Filho de dois comunistas que se conheceram em Moscou, em 1959, Sumito cresceu numa família “muito bonita, mas onde nunca se falou de Deus”. Formou-se em Física, como seu pai. “Já então havia em mim alguns sinais, mas eu não os tinha entendido. Eu ficava incomodado quando se falava de teorias anticriacionistas”, embora o divino nunca tenha sido objeto de qualquer conversa. Até que a vida se encarregou de mostrá-lo. “Nunca tinha ido à missa. Mas a certa altura me dei conta de que as pessoas que me impressionavam, que me marcavam ou me ensinavam alguma coisa eram católicas. E o faziam com o próprio exemplo, com um modo de viver a vida”.
Um ano depois da morte da sogra, 8 de setembro, ele vai à procissão de Nossa Senhora do Vale. Quando a imagem dela passa a seu lado, ele começa a chorar. Algo muito raro no caso dele. No final da procissão, volta-se para a sua mulher, e lhe diz: “Eu sou católico!”. Um dia depois vai procurar o padre Irineu, que um ano antes havia dado a Extrema Unção à sua sogra. “Eu lhe disse que queria me converter”. Começa, então, um período de estudo e catequese, e no dia 22 de outubro de 2015 recebe o Batismo na igreja do Cristo da Boa Viagem de Pampatar.
Nestes anos, fazendo empreendedorismo social, encontrou o movimento de CL, através do amigo Alejandro. “Quando me pediram para apresentar a biografia de Dom Giussani, sem nenhuma lógica eu disse sim... E encontrei para mim palavras muito importantes. Comecei a aprender a rezar, porque quando eu ia à missa era algo meio mecânico”. Para ele foi o encontro com “um método”, que “me ajuda a sair de um modo inconsciente de viver a liturgia”. Diz isso pensando num fato dramático, dentre muitos que marcam a vida do seu país.

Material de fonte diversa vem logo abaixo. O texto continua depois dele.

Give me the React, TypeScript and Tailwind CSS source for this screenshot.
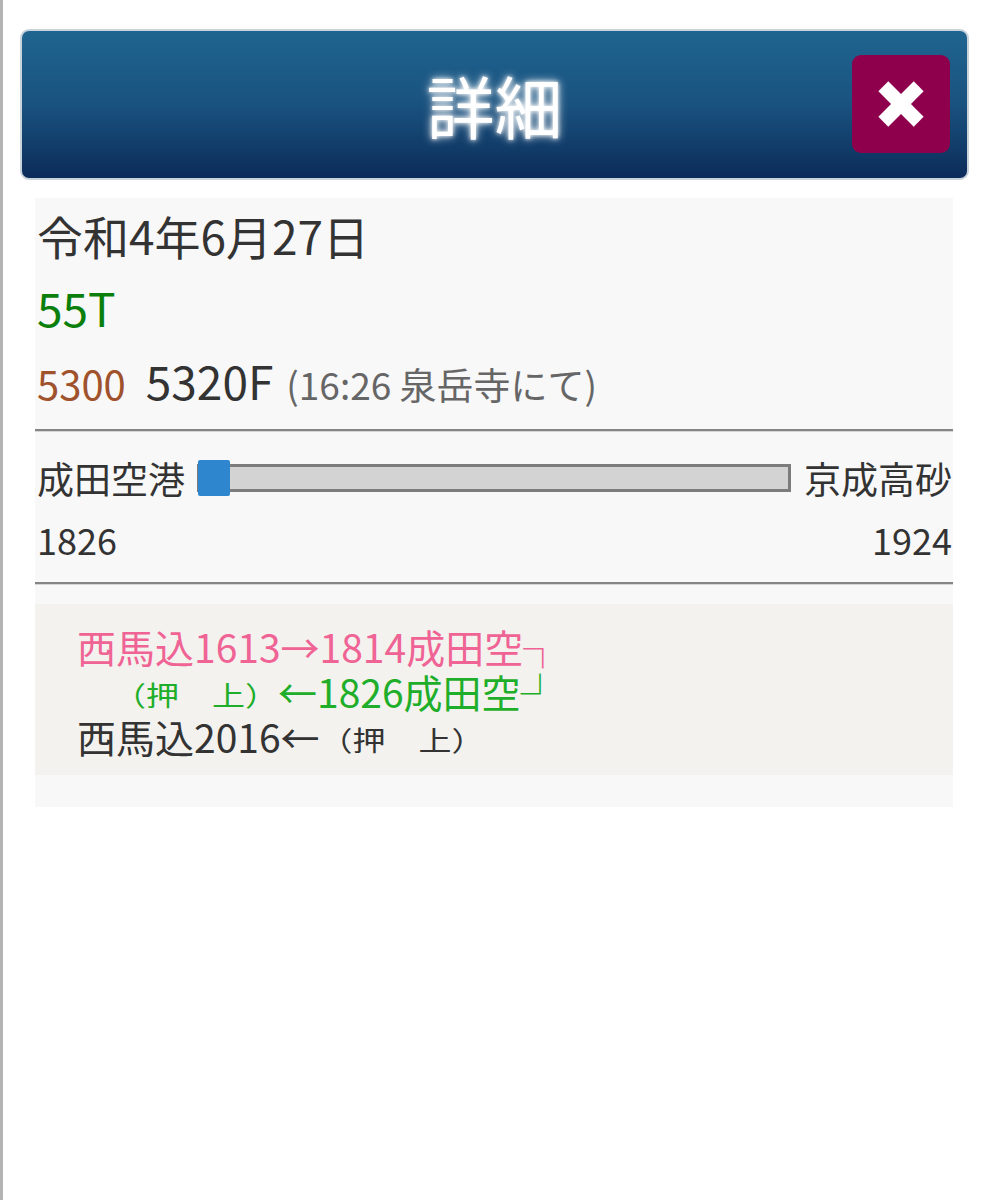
import React from "react";

const font = { fontFamily: '"Noto Sans CJK JP", "Noto Sans", sans-serif' };

function Oshiage() {
  return (
    <span className="inline-block text-[33px] leading-[45px] scale-y-[0.82] origin-center">（押　上）</span>
  );
}

export default function App() {
  return (
    <div
      className="min-h-[1200px] w-[987px] bg-white border-l-[3px] border-[#b4b4b4] pt-[29px] pl-[17px]"
      style={font}
    >
      <div className="relative w-[949px] h-[151px] rounded-[9px] border-2 border-[#c9d3db] bg-gradient-to-b from-[#1f6590] via-[#1a527f] to-[#0c2c5a] flex items-center justify-center">
        <span className="text-[68px] leading-none text-white font-normal [text-shadow:0_0_10px_#ffffff,0_0_4px_#ffffff]">
          詳細
        </span>
        <button className="absolute right-[17px] top-[24px] w-[98px] h-[98px] rounded-[9px] bg-[#8e004c] flex items-center justify-center">
          <svg width="48" height="48" viewBox="0 0 48 48">
            <g transform="rotate(45 24 24)" fill="#ffffff">
              <rect x="-1" y="17" width="50" height="14" />
              <rect x="17" y="-1" width="14" height="50" />
            </g>
          </svg>
        </button>
      </div>

      <div className="mt-[18px] ml-[15px] w-[918px] bg-[#f8f8f8] pb-[32px]">
        <div className="pl-[2px] pt-[8px] text-[46px] leading-[58px] text-[#333333]">令和4年6月27日</div>
        <div className="pl-[2px] mt-[14px] text-[46px] leading-[58px] text-[#0b7f0b]">55T</div>
        <div className="pl-[2px] mt-[14px] flex items-baseline leading-[60px]">
          <span className="text-[40px] text-[#a0522d]">5300</span>
          <span className="ml-[20px] text-[46px] text-[#333333]">5320F</span>
          <span className="ml-[13px] text-[37px] text-[#666666]">(16:26 泉岳寺にて)</span>
        </div>
        <div className="mt-[15px] border-t-[2px] border-[#858585] border-b border-b-[#d6d6d6]" />
        <div className="mt-[23px] flex items-center text-[37px] leading-[46px] text-[#333333]">
          <span className="pl-[2px]">成田空港</span>
          <div className="relative ml-[12px] w-[594px] h-[28px] border-[3px] border-[#7c7c7c] bg-[#d3d3d3]">
            <div className="absolute left-[-2px] top-[-7px] w-[32px] h-[36px] bg-[#2e86cf] rounded-[2px]" />
          </div>
          <span className="ml-auto pr-[1px]">京成高砂</span>
        </div>
        <div className="mt-[15px] flex justify-between text-[36px] leading-[46px] text-[#333333]">
          <span className="pl-[2px]">1826</span>
          <span className="pr-[1px]">1924</span>
        </div>
        <div className="mt-[20px] border-t-[2px] border-[#858585] border-b border-b-[#d6d6d6]" />
        <div className="mt-[19px] bg-[#f3f2ef] pl-[42px] pt-[20px] pb-[16px] text-[39px] leading-[45px]">
          <div className="h-[45px] text-[#ef6494] whitespace-nowrap">西馬込1613→1814成田空┐</div>
          <div className="h-[45px] text-[#1fae2a] whitespace-nowrap">
            <span className="ml-[36px]"><Oshiage /></span>
            <span>←1826成田空┘</span>
          </div>
          <div className="h-[45px] text-[#333333] whitespace-nowrap">
            西馬込2016←<Oshiage />
          </div>
        </div>
      </div>
    </div>
  );
}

A mãe e o assassino. Durante uma manifestação antichavista, um soldado matou à queima-roupa um estudante universitário. A mãe desse jovem, entrevistada no velório, pediu justiça e perdoou a pessoa que o havia matado. “Foi o fim-do-mundo. Aquela mulher foi massacrada nas redes sociais e na mídia, porque só uma mãe degenerada pode perdoar o assassino do próprio filho”. Sumito ficou impressionado com o fato de entre os que reagiram assim haver até católicos. “Eu não entendia, me perguntava que relação havia entre tudo isso com o ir à igreja todo domingo... Depois pensei em mim. Eu nunca tinha estabelecido uma relação com os ritos. Para mim, a estrada havia começado com as pessoas: com o seu exemplo, com um modo de viver que tinha visto. Foi um namoro. De fato, me interesso pela Igreja, pela sua tradição, porque é como pedir para a pessoa amada contar a sua história, como era desde criança...”.
Ele havia se transferido para a Ilha de Margarita “para estar sozinho e libertar-me”. No entanto, como disse em 2016 ao apresentar a biografia de Giussani, “encontrei uma comunidade que me acolheu. Isso nos une: a comunhão para a libertação”.